US 11,881,038 B2
	Multi-directional scene text recognition method and system based on multi-element attention mechanism
Liangrui Peng, Beijing (CN); Ruijie Yan, Beijing (CN); Shanyu Xiao, Beijing (CN); Gang Yao, Beijing (CN); Shengjin Wang, Beijing (CN); Jaesik Min, Gyeonggi-do (KR); and Jong Ub Suk, Seoul (KR)
Assigned to TSINGHUA UNIVERSITY, Beijing (CN); HYUNDAI MOTOR COMPANY, Seoul (KR); and KIA CORPORATION, Seoul (KR)
Filed by Tsinghua University, Beijing (CN); Hyundai Motor Company, Seoul (KR); and Kia Corporation, Seoul (KR)
Filed on Oct. 15, 2021, as Appl. No. 17/502,533.
Claims priority of application No. 202011107999.1 (CN), filed on Oct. 16, 2020.
Prior Publication US 2022/0121871 A1, Apr. 21, 2022
Int. Cl. G06V 20/00 (2022.01); G06V 20/62 (2022.01); G06V 10/40 (2022.01); G06V 10/94 (2022.01); G06F 18/213 (2023.01); G06N 3/045 (2023.01); G06V 30/10 (2022.01)

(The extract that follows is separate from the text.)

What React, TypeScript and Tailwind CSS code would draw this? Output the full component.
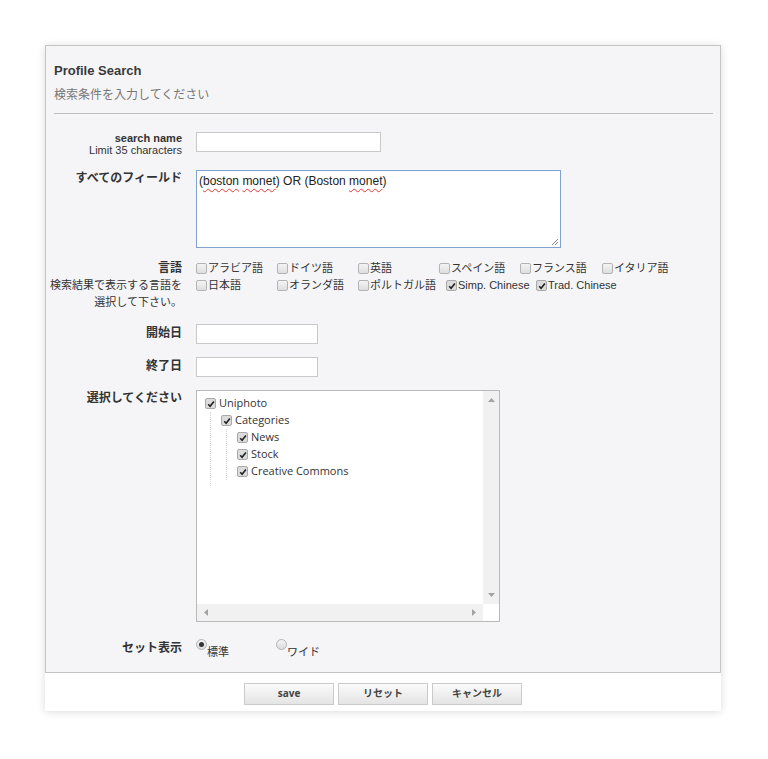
import React from "react";

const jp = { fontFamily: '"Liberation Sans", "Noto Sans CJK JP", sans-serif' };
const os = { fontFamily: '"Open Sans", "Noto Sans CJK JP", sans-serif' };

function Check({ checked, tree }: { checked?: boolean; tree?: boolean }) {
  return (
    <span
      className={
        "inline-flex h-[11px] w-[11px] shrink-0 items-center justify-center rounded-[2px] border " +
        (tree || checked
          ? "border-[#a9a9a9] bg-[#dcdcdc]"
          : "border-[#b3b3b3] bg-gradient-to-b from-[#f4f4f4] to-[#dedede]")
      }
    >
      {checked && (
        <svg width="8" height="8" viewBox="0 0 8 8">
          <path d="M1.2 4.3 L3.1 6.3 L6.9 1.4" fill="none" stroke="#222" strokeWidth="1.6" />
        </svg>
      )}
    </span>
  );
}

function Lang({ label, checked, w }: { label: string; checked?: boolean; w?: string }) {
  return (
    <span className={"flex items-center gap-[1px] whitespace-nowrap " + (w ?? "w-[81px]")}>
      <Check checked={checked} />
      <span>{label}</span>
    </span>
  );
}

function Radio({ on, label }: { on?: boolean; label: string }) {
  return (
    <span className="flex w-[80px] items-start">
      <span className="mt-[-3px] flex h-[11px] w-[11px] items-center justify-center rounded-full border border-[#b3b3b3] bg-gradient-to-b from-[#f4f4f4] to-[#dcdcdc]">
        {on && <span className="h-[5px] w-[5px] rounded-full bg-[#333]" />}
      </span>
      <span className="mt-[2px] text-[11px] text-[#333]">{label}</span>
    </span>
  );
}

function Row({ label, children, cls }: { label: React.ReactNode; children: React.ReactNode; cls: string }) {
  return (
    <div className={"flex items-start " + cls}>
      <div className="flex w-[128px] shrink-0 flex-col items-end text-right">{label}</div>
      <div className="ml-[14px]">{children}</div>
    </div>
  );
}

const Bold = ({ t }: { t: string }) => (
  <div className="whitespace-nowrap text-[12px] font-bold leading-[16px] text-[#333]">{t}</div>
);

function TreeItem({ label, indent }: { label: string; indent: string }) {
  return (
    <div className={"flex h-[17px] items-center gap-[3px] " + indent}>
      <Check checked tree />
      <span className="text-[11px] text-[#333]" style={os}>
        {label}
      </span>
    </div>
  );
}

const wavy = "underline decoration-[#e53935] decoration-wavy decoration-1 underline-offset-[3px]";

export default function App() {
  return (
    <div className="min-h-[759px] bg-white pt-[45px]" style={jp}>
      <div className="ml-[45px] w-[676px] shadow-[0_1px_8px_rgba(0,0,0,0.14)]">
        <div className="border border-[#c4c4c4] bg-[#f5f5f8] pl-[8px] pr-[7px] pt-[17px] pb-[11px]">
          <div className="text-[13px] font-bold leading-[16px] text-[#3a3a3a]">Profile Search</div>
          <div className="mt-[8px] text-[12px] leading-[16px] text-[#777]">検索条件を入力してください</div>
          <div className="mt-[10px] border-t border-[#bdbdbd]" />

          <Row
            cls="mt-[18px]"
            label={
              <div className="flex flex-col items-end whitespace-nowrap text-[11px] leading-[12px] text-[#333]">
                <div className="font-bold">search name</div>
                <div>Limit 35 characters</div>
              </div>
            }
          >
            <div className="h-[20px] w-[185px] border border-[#c9c9c9] bg-white" />
          </Row>

          <Row cls="mt-[14px]" label={<Bold t="すべてのフィールド" />}>
            <div className="relative h-[78px] w-[365px] border border-[#7fa2cf] bg-white px-[2px] py-[2px] text-[12px] leading-[16px] text-[#222]">
              (<span className={wavy}>boston</span> <span className={wavy}>monet</span>) OR (Boston{" "}
              <span className={wavy}>monet</span>)
              <svg className="absolute bottom-[1px] right-[1px]" width="8" height="8" viewBox="0 0 8 8">
                <path d="M7 1 L1 7 M7 4 L4 7" stroke="#888" strokeWidth="1" />
              </svg>
            </div>
          </Row>

          <Row
            cls="mt-[12px]"
            label={
              <div className="flex flex-col items-end whitespace-nowrap text-[11px] leading-[17px] text-[#333]">
                <div className="text-[12px] font-bold">言語</div>
                <div>検索結果で表示する言語を</div>
                <div>選択して下さい。</div>
              </div>
            }
          >
            <div className="text-[11px] leading-[17px] text-[#333]">
              <div className="flex">
                <Lang label="アラビア語" />
                <Lang label="ドイツ語" />
                <Lang label="英語" />
                <Lang label="スペイン語" />
                <Lang label="フランス語" w="w-[82px]" />
                <Lang label="イタリア語" w="w-[70px]" />
              </div>
              <div className="flex">
                <Lang label="日本語" />
                <Lang label="オランダ語" />
                <Lang label="ポルトガル語" w="w-[88px]" />
                <Lang label="Simp. Chinese" checked w="w-[90px]" />
                <Lang label="Trad. Chinese" checked w="w-[90px]" />
              </div>
            </div>
          </Row>

          <Row cls="mt-[13px]" label={<div className="pt-[1px]"><Bold t="開始日" /></div>}>
            <div className="h-[20px] w-[122px] border border-[#c9c9c9] bg-white" />
          </Row>

          <Row cls="mt-[13px]" label={<div className="pt-[1px]"><Bold t="終了日" /></div>}>
            <div className="h-[20px] w-[122px] border border-[#c9c9c9] bg-white" />
          </Row>

          <Row cls="mt-[13px]" label={<Bold t="選択してください" />}>
            <div className="flex h-[232px] w-[304px] flex-col border border-[#b9b9b9] bg-white">
              <div className="flex flex-1">
                <div className="flex-1 pl-[8px] pt-[4px]">
                  <TreeItem label="Uniphoto" indent="" />
                  <div className="ml-[5px] border-l border-dotted border-[#d6d6d6] pb-[6px]">
                    <TreeItem label="Categories" indent="ml-[10px]" />
                    <div className="ml-[15px] border-l border-dotted border-[#d6d6d6]">
                      <TreeItem label="News" indent="ml-[10px]" />
                      <TreeItem label="Stock" indent="ml-[10px]" />
                      <TreeItem label="Creative Commons" indent="ml-[10px]" />
                    </div>
                  </div>
                </div>
                <div className="flex w-[16px] flex-col items-center justify-between bg-[#f1f1f1] py-[7px]">
                  <svg width="7" height="4" viewBox="0 0 7 4"><path d="M0 4 L3.5 0 L7 4Z" fill="#a3a3a3" /></svg>
                  <svg width="7" height="4" viewBox="0 0 7 4"><path d="M0 0 L3.5 4 L7 0Z" fill="#a3a3a3" /></svg>
                </div>
              </div>
              <div className="flex h-[17px]">
                <div className="flex flex-1 items-center justify-between bg-[#f1f1f1] px-[7px]">
                  <svg width="4" height="7" viewBox="0 0 4 7"><path d="M4 0 L0 3.5 L4 7Z" fill="#a3a3a3" /></svg>
                  <svg width="4" height="7" viewBox="0 0 4 7"><path d="M0 0 L4 3.5 L0 7Z" fill="#a3a3a3" /></svg>
                </div>
                <div className="w-[16px] bg-white" />
              </div>
            </div>
          </Row>

          <Row cls="mt-[18px]" label={<Bold t="セット表示" />}>
            <div className="flex pt-[2px]">
              <Radio on label="標準" />
              <Radio label="ワイド" />
            </div>
          </Row>
        </div>

        <div className="flex h-[38px] items-start justify-center gap-[4px] bg-white pt-[10px]">
          {["save", "リセット", "キャンセル"].map((b) => (
            <div
              key={b}
              className="flex h-[22px] w-[90px] items-center justify-center border border-[#cacaca] bg-gradient-to-b from-[#fbfbfb] to-[#e4e4e4] text-[10px] font-bold text-[#444]"
              style={os}
            >
              {b}
            </div>
          ))}
        </div>
      </div>
    </div>
  );
}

CPC G06V 20/62 (2022.01) [G06F 18/213 (2023.01); G06N 3/045 (2023.01); G06V 10/40 (2022.01); G06V 10/95 (2022.01); G06V 30/10 (2022.01)]

19 Claims

1. A method of multi-directional scene text recognition based on multi-element attention mechanism, comprising:

performing, by a feature extractor, normalization processing for a text row/column image I output from an external text detection module;

extracting, by the feature extractor, a feature for the normalized image by using a deep convolutional neural network to acquire an initial feature map F₀;

adding, by the feature extractor, a 2-dimensional directional positional encoding P to the initial feature map F₀in order to output a multi-channel feature map F, wherein the size of the feature map F is HF×WF, and a number of channels is D;

modeling, by an encoder, each element of the feature map F output from the feature extractor as a vertex of a graph;

converting, by the encoder, the multi-channel feature map F into a hidden representation H through designing a local adjacency matrix, a neighboring adjacency matrix, and a global adjacency matrix for the graph and implementing multi-element attention mechanisms of local, neighboring, and global; and

converting, by a decoder, the hidden representation H output from the encoder into recognized text and setting the recognized text as the output result,

wherein the encoder,

is constituted by two identical encoding unit stacks, and each encoding unit includes a local attention module MEA_Local, a neighboring attention module MEA_Neighbor, and a global attention module MEA_Global, and a feed forward network module, and

decomposes the elements of the multi-channel feature map F to a vector according to column order, and obtains a feature matrix X, and the dimension of the feature matrix X is N×D, i.e., an N-row and D-column matrix, the N represents the number of elements of each channel, N=H_F×W_F, and D represents the number of channels of the feature map F.